Photodegradation of Phenol under Visible Light Irradiation Using Cu-N-codoped ZrTiO4 Composite as a High-Performance Photocatalyst

Wanda Putra Fauzi(1), Rian Kurniawan(2), Sri Sudiono(3), Niko Prasetyo(4), Akhmad Syoufian(5*)

(1) Department of Chemistry, Faculty of Mathematics and Natural Sciences, Universitas Gadjah Mada, Sekip Utara, Yogyakarta 55281, Indonesia
(2) Institute of Chemical Technology, Universität Leipzig, Linnéstr. 3, Leipzig 04103, Germany
(3) Department of Chemistry, Faculty of Mathematics and Natural Sciences, Universitas Gadjah Mada, Sekip Utara, Yogyakarta 55281, Indonesia
(4) Department of Chemistry, Faculty of Mathematics and Natural Sciences, Universitas Gadjah Mada, Sekip Utara, Yogyakarta 55281, Indonesia
(5) Department of Chemistry, Faculty of Mathematics and Natural Sciences, Universitas Gadjah Mada, Sekip Utara, Yogyakarta 55281, Indonesia
(*) Corresponding Author


Codoping of nitrogen and copper into zirconium titanate composite (Cu-N-codoped ZrTiO4) was carried out through a sol-gel process.
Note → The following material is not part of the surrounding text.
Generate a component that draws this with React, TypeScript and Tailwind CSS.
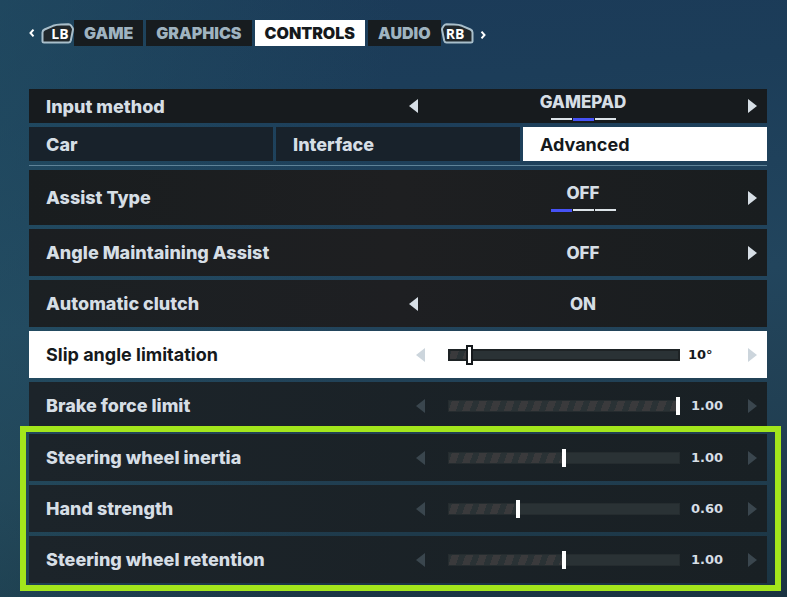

This study aimed to investigate the effect of copper and nitrogen dopants on the photocatalytic activity of ZrTiO4 composite in degrading phenol. To prepare the composite, an aqueous suspension of zirconia (ZrO2) alongside a fixed amount of urea and various amount of copper sulfate was added dropwise into diluted titanium(IV) tetraisopropoxide (TTIP) in ethanol. The composites were calcined at temperatures of 500, 700, and 900 °C. Fourier-transform infrared spectrophotometry (FTIR), X-ray diffraction (XRD), scanning electron microscopy with energy dispersive X-ray (SEM-EDX) mapping, and specular reflectance UV-visible spectrophotometry (SR UV-vis) were used for their characterization of composite. The photocatalytic activity was evaluated by adding the composite into a 10 mg L−1 phenol solution for various irradiation time spans. The remaining concentration of phenol solution was determined by absorption at 269 nm. Cu-N-codoped ZrTiO4 composite containing 5% Cu calcined at 500 °C demonstrated the highest observed rate constant and a significant band gap decrease from 3.13 to 2.68 eV.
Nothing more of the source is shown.